I open my mouth to remind her of what we need, but Amelia Soltisanto’s phone interrupts, trilling insistently. She holds up one finger, and this time Franklin actually laughs, which he quickly transforms into a cough.
“Hold please,” the administrator says. Putting one hand over the phone’s mouthpiece to shield her voice, she gestures with her head toward a door marked Client Services. “I pulled the records you asked for. In there. That’s all we still have.” She sighs as if trying to make a decision, her eyes darting to the phone, to the door, then back to us. “I have to-I can’t-” Back to the phone. “Hold please.” She holds up a finger, then points us to the door. “Fifteen minutes.”
WE’RE GETTING NOWHERE FAST. Franklin and I, shoulders touching, are sitting at the client services desk, turning the pages in an oversize logbook, a ledger-lined compilation of time sheets. It contains the hour-by-hour arrivals and departures of every employee at Beachview. A page per employee, a page per day. Thanks to the efficient Amelia, the book including the night of the murder was already pulled from the shelves of similar forest-green volumes archived behind us. I figured there’d have to be some record of who was on duty that night. Turns out there is-and there isn’t.
“The good news-doesn’t this handwriting all look the same? It does to me.” I turn the heavy logbook to Franklin, pointing out several daily entries. I twist it back to me, and flip to the front to reconfirm the date. “And for the entire seven months, back to the beginning of this group of time sheets, Dorinda K. Sweeney signed in at midnight, and out at 7:00 a.m.

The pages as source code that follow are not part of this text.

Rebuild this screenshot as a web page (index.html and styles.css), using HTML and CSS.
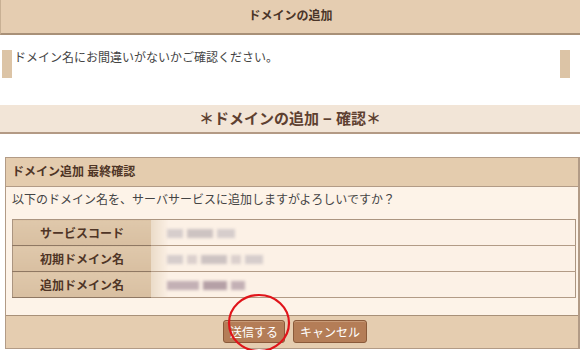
FILE: index.html
```html
<!DOCTYPE html>
<html lang="ja">
<head>
    <meta charset="UTF-8">
    <title>ドメインの追加</title>
    <link rel="stylesheet" href="styles.css">
</head>
<body>
    <div class="page-head">ドメインの追加</div>

    <div class="notice">
        <span class="notice-mark"></span>
        <p class="notice-text">ドメイン名にお間違いがないかご確認ください。</p>
        <span class="notice-mark notice-mark-right"></span>
    </div>

    <div class="sub-head">＊ドメインの追加 − 確認＊</div>

    <div class="box">
        <div class="box-head">ドメイン追加 最終確認</div>
        <div class="box-body">
            <p class="lead">以下のドメイン名を、サーバサービスに追加しますがよろしいですか？</p>
            <table class="info">
                <tr>
                    <th>サービスコード</th>
                    <td><span class="blur b1"></span><span class="blur b2"></span><span class="blur b3"></span></td>
                </tr>
                <tr>
                    <th>初期ドメイン名</th>
                    <td><span class="blur b1"></span><span class="blur b4"></span><span class="blur b2"></span><span class="blur b4"></span><span class="blur b3"></span></td>
                </tr>
                <tr>
                    <th>追加ドメイン名</th>
                    <td><span class="blur b5"></span><span class="blur b6"></span><span class="blur b5 short"></span></td>
                </tr>
            </table>
        </div>
        <div class="box-foot">
            <button class="btn">送信する</button>
            <button class="btn">キャンセル</button>
        </div>
    </div>

    <svg class="mark" width="66" height="62" viewBox="0 0 66 62">
        <ellipse cx="33" cy="31" rx="30" ry="28" fill="none" stroke="#e0141a" stroke-width="2.2"/>
    </svg>
</body>
</html>
```

FILE: styles.css
```css
body {
    margin: 0;
    font-family: "Liberation Sans", "Noto Sans CJK JP", sans-serif;
    font-size: 12px;
    color: #3a3a3a;
    background: #fff;
    position: relative;
    width: 580px;
    height: 350px;
    overflow: hidden;
}
p {
    margin: 0;
}
.page-head {
    height: 33px;
    line-height: 33px;
    text-align: center;
    font-weight: bold;
    color: #4a3528;
    background: #e5cdb1;
    border-bottom: 2px solid #a89078;
    border-left: 1px solid #c8b094;
}
.notice {
    display: flex;
    align-items: flex-start;
    height: 70px;
    padding-top: 15px;
    box-sizing: border-box;
}
.notice-mark {
    width: 10px;
    height: 28px;
    margin-left: 2px;
    background: #dcc4a6;
}
.notice-mark-right {
    margin-left: auto;
    margin-right: 10px;
}
.notice-text {
    margin-left: 2px;
    line-height: 16px;
    color: #444;
}
.sub-head {
    height: 27px;
    line-height: 27px;
    text-align: center;
    font-size: 15px;
    font-weight: bold;
    color: #5e4030;
    background: #f2e5d7;
    border-bottom: 2px solid #b39a85;
}
.box {
    margin: 23px 0 0 5px;
    border: 1px solid #b29b86;
    border-right-width: 2px;
}
.box-head {
    height: 28px;
    line-height: 28px;
    padding-left: 6px;
    font-weight: bold;
    color: #4f3526;
    background: #e4ccae;
    border-bottom: 1px solid #b29b86;
}
.box-body {
    background: #fdf3e8;
    padding: 4px 4px 17px 6px;
}
.lead {
    line-height: 18px;
    color: #444;
    margin-bottom: 10px;
}
.info {
    width: 564px;
    border-collapse: collapse;
    border: 1px solid #ab9580;
}
.info th {
    width: 138px;
    height: 25px;
    padding: 0;
    font-size: 12px;
    color: #4f3526;
    background: linear-gradient(#dfc8ab, #d8bfa1);
    border-bottom: 1px solid #8f7863;
}
.info td {
    height: 25px;
    padding: 0 0 0 16px;
    background: linear-gradient(to right, #eadbc8, #fcf1e6 18px);
    border-bottom: 1px solid #b29b86;
}
.blur {
    display: inline-block;
    height: 9px;
    margin-right: 4px;
    background: #d6cdcc;
    filter: blur(1.5px);
    vertical-align: middle;
}
.b1 { width: 16px; }
.b2 { width: 26px; background: #cdc3c2; }
.b3 { width: 18px; }
.b4 { width: 10px; background: #dbd0cd; }
.b5 { width: 32px; background: #c3b0b5; }
.b6 { width: 24px; background: #b5a0a6; }
.short { width: 14px; }
.box-foot {
    display: flex;
    justify-content: center;
    gap: 8px;
    padding: 4px 0 5px 6px;
    background: #e5cdb0;
    border-top: 1px solid #a89078;
}
.btn {
    height: 23px;
    padding: 0 6px;
    font-family: "Liberation Sans", "Noto Sans CJK JP", sans-serif;
    font-size: 12px;
    color: #fff;
    background: #b47d57;
    border: 1px solid #8a5a3a;
    border-radius: 3px;
    box-shadow: inset 0 1px 0 #c89a77;
}
.mark {
    position: absolute;
    left: 226px;
    top: 292px;
}
```
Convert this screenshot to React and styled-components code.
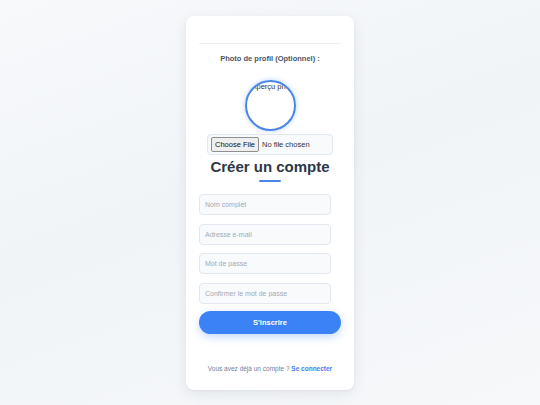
import React from "react";
import styled, { createGlobalStyle } from "styled-components";

const GlobalStyle = createGlobalStyle`
  html, body {
    margin: 0;
    padding: 0;
  }
  body {
    font-family: "Liberation Sans", Arial, sans-serif;
    background: #f4f6f9;
  }
`;

const Page = styled.div`
  width: 540px;
  height: 405px;
  display: flex;
  justify-content: center;
  align-items: flex-start;
  padding-top: 16px;
  box-sizing: border-box;
  background: linear-gradient(160deg, #f7f9fb 0%, #f1f4f7 45%, #f6f8fa 100%);
  overflow: hidden;
`;

const Card = styled.div`
  width: 168px;
  box-sizing: border-box;
  background: #ffffff;
  border-radius: 8px;
  box-shadow: 0 4px 14px rgba(30, 41, 59, 0.08), 0 1px 3px rgba(30, 41, 59, 0.05);
  padding: 27px 13px 17px 13px;
  display: flex;
  flex-direction: column;
`;

const Divider = styled.div`
  height: 1px;
  background: #edf0f3;
`;

const PhotoLabel = styled.div`
  margin-top: 10px;
  font-size: 7.5px;
  line-height: 10px;
  font-weight: bold;
  color: #4a5568;
  text-align: center;
`;

const Avatar = styled.div`
  align-self: center;
  margin-top: 16px;
  width: 51px;
  height: 51px;
  box-sizing: border-box;
  border: 2px solid #4a86e8;
  border-radius: 50%;
  overflow: hidden;
  box-shadow: 0 0 5px rgba(59, 130, 246, 0.35);
  font-size: 7.5px;
  line-height: 9px;
  color: #333;
  padding-left: 5px;
  white-space: nowrap;
`;

const FileBox = styled.div`
  align-self: center;
  margin-top: 3px;
  width: 126px;
  height: 21px;
  box-sizing: border-box;
  background: #f8fafc;
  border: 1px solid #e2e8f0;
  border-radius: 4px;
  display: flex;
  align-items: center;
  padding-left: 3px;
`;

const FileInput = styled.input`
  font-family: "Liberation Sans", Arial, sans-serif;
  font-size: 7.5px;
  color: #333;
  width: 118px;

  &::file-selector-button {
    font-family: "Liberation Sans", Arial, sans-serif;
    font-size: 7.5px;
    padding: 2px 3px;
    margin-right: 3px;
    border: 1px solid #8f8f8f;
    border-radius: 2px;
    background: #efefef;
    color: #111;
  }
`;

const Title = styled.h1`
  margin: 3px 0 0 0;
  font-size: 15px;
  line-height: 18px;
  font-weight: bold;
  color: #2d3748;
  text-align: center;
`;

const TitleBar = styled.div`
  align-self: center;
  margin-top: 4px;
  width: 22px;
  height: 2px;
  border-radius: 1px;
  background: #4a86e8;
`;

const Fields = styled.div`
  margin-top: 12px;
  display: flex;
  flex-direction: column;
  gap: 8.5px;
`;

const Field = styled.input`
  width: 132px;
  height: 21px;
  box-sizing: border-box;
  background: #f8fafc;
  border: 1px solid #e2e8f0;
  border-radius: 4px;
  padding: 0 5px;
  font-family: "Liberation Sans", Arial, sans-serif;
  font-size: 7px;
  color: #2d3748;
  outline: none;

  &::placeholder {
    color: #a0aab8;
  }
`;

const SubmitButton = styled.button`
  margin-top: 7.5px;
  height: 23px;
  width: 100%;
  border: none;
  border-radius: 12px;
  background: #3b82f6;
  color: #ffffff;
  font-family: "Liberation Sans", Arial, sans-serif;
  font-size: 7.5px;
  font-weight: bold;
  box-shadow: 0 3px 8px rgba(59, 130, 246, 0.3);
  cursor: pointer;
`;

const Footer = styled.div`
  margin-top: 30px;
  font-size: 6.5px;
  line-height: 9px;
  color: #718096;
  text-align: center;
`;

const Link = styled.a`
  color: #3b82f6;
  font-weight: bold;
  text-decoration: none;
`;

const App = () => {
  return (
    <>
      <GlobalStyle />
      <Page>
        <Card>
          <Divider />
          <PhotoLabel>Photo de profil (Optionnel) :</PhotoLabel>
          <Avatar>Aperçu photo</Avatar>
          <FileBox>
            <FileInput type="file" accept="image/*" />
          </FileBox>
          <Title>Créer un compte</Title>
          <TitleBar />
          <Fields>
            <Field type="text" placeholder="Nom complet" />
            <Field type="email" placeholder="Adresse e-mail" />
            <Field type="password" placeholder="Mot de passe" />
            <Field type="password" placeholder="Confirmer le mot de passe" />
          </Fields>
          <SubmitButton>S'inscrire</SubmitButton>
          <Footer>
            Vous avez déjà un compte ? <Link href="#">Se connecter</Link>
          </Footer>
        </Card>
      </Page>
    </>
  );
};

export default App;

And looks like no one did it for her.” I turn the book back to Franklin, keeping my fingers in place to mark several of Dorinda’s pages. “See? Every day. Including the night of the murder.”
“The bad news…” I pause. “The bad news, who knows when these pages were filled out? They’re not numbered, and-look.”
It takes both hands for me to flip the book over so we’re looking at the back. A back that reveals two flat metal discs. I know they’re what’s holding the book together.